Raw data:

┄┄┄┄┄┄┄┄┄┄┄┄┄┄┄┄┄┄┄┄

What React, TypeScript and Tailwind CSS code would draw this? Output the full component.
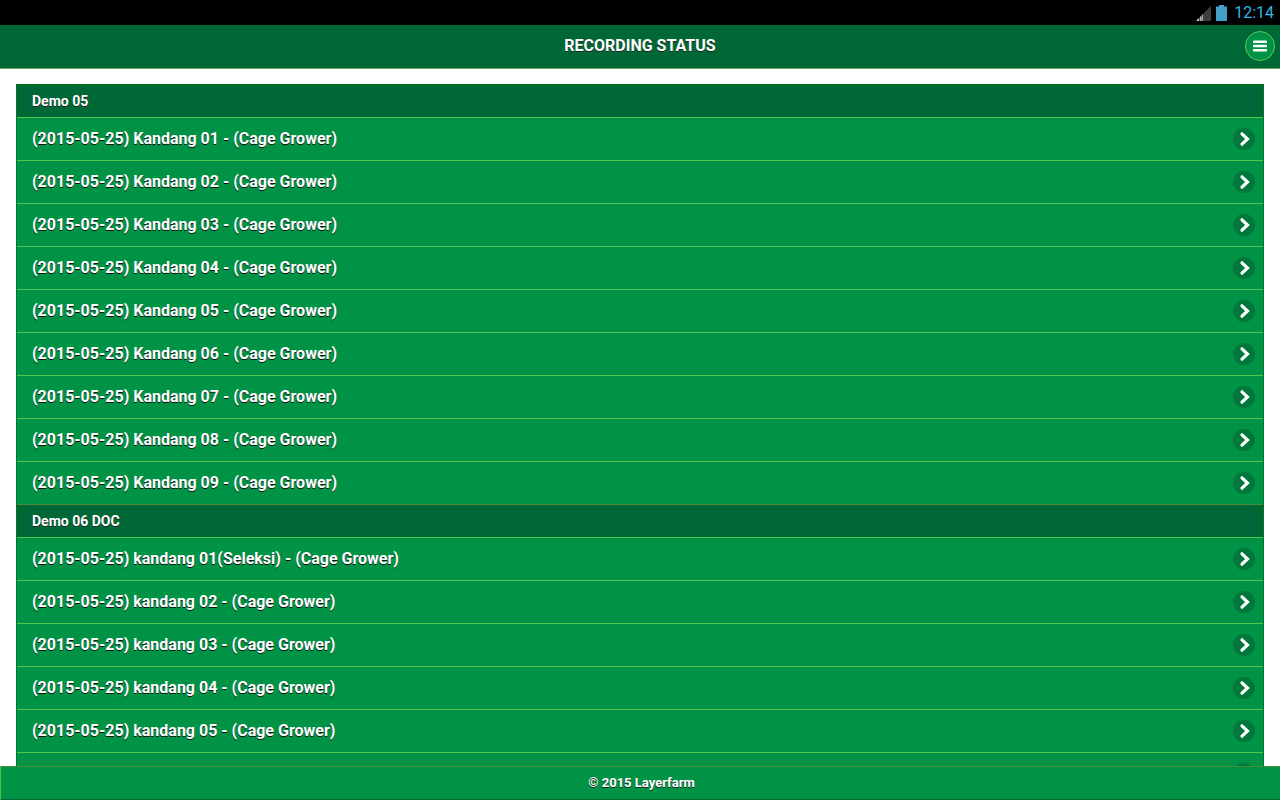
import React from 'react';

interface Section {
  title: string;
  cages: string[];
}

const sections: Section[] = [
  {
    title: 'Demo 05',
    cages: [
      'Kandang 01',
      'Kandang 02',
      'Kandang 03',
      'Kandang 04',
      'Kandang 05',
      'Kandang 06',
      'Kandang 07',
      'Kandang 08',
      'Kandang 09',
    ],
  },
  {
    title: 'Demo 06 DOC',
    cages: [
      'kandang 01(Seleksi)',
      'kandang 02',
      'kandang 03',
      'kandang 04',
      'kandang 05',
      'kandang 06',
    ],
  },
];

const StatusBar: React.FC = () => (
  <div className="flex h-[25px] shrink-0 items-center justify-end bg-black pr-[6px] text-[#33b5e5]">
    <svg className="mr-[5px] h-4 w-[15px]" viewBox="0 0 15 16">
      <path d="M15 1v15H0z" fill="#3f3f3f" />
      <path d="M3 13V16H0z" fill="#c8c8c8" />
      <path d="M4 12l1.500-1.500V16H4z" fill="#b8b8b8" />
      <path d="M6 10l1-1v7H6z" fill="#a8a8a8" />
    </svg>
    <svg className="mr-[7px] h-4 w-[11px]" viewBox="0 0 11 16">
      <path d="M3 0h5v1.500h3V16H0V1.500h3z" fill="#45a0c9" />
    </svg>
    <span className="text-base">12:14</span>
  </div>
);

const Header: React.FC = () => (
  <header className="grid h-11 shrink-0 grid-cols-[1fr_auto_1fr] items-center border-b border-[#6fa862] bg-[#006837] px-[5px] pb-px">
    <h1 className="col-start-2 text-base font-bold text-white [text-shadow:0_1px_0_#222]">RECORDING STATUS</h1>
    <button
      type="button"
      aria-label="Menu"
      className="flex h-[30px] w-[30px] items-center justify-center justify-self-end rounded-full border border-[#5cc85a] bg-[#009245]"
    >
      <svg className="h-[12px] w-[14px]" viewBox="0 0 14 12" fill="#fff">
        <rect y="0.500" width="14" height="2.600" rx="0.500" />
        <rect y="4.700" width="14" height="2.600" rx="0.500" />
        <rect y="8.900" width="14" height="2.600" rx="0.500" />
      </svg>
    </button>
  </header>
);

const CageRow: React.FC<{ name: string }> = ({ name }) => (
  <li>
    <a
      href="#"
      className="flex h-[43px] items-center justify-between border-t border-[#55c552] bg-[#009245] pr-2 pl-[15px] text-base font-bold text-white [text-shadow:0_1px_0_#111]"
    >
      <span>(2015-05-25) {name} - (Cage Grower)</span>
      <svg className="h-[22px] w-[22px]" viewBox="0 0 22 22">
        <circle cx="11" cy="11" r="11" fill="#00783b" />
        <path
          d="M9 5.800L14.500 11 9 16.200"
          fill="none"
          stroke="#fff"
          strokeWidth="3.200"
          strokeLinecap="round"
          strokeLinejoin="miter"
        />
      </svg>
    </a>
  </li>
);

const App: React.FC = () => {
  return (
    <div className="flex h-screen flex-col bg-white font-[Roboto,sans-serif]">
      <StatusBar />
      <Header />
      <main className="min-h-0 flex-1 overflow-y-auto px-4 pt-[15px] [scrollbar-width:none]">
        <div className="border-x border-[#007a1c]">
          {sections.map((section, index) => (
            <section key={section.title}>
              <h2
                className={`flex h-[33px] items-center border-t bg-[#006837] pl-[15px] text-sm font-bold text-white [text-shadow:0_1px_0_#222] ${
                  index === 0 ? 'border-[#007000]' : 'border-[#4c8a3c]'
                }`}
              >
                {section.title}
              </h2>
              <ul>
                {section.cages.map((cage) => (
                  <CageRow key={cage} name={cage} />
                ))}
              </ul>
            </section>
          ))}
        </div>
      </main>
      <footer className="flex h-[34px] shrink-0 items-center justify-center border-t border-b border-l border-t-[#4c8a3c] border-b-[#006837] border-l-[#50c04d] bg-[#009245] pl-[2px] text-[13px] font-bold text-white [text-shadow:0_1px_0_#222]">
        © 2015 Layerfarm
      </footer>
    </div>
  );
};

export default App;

┄┄┄┄┄┄┄┄┄┄┄┄┄┄┄┄┄┄┄┄

Exercise: Keep only the lines that hold the string "React", and copy them out.

Final answer:
What React, TypeScript and Tailwind CSS code would draw this? Output the full component.
import React from 'react';
const StatusBar: React.FC = () => (
const Header: React.FC = () => (
const CageRow: React.FC<{ name: string }> = ({ name }) => (
const App: React.FC = () => {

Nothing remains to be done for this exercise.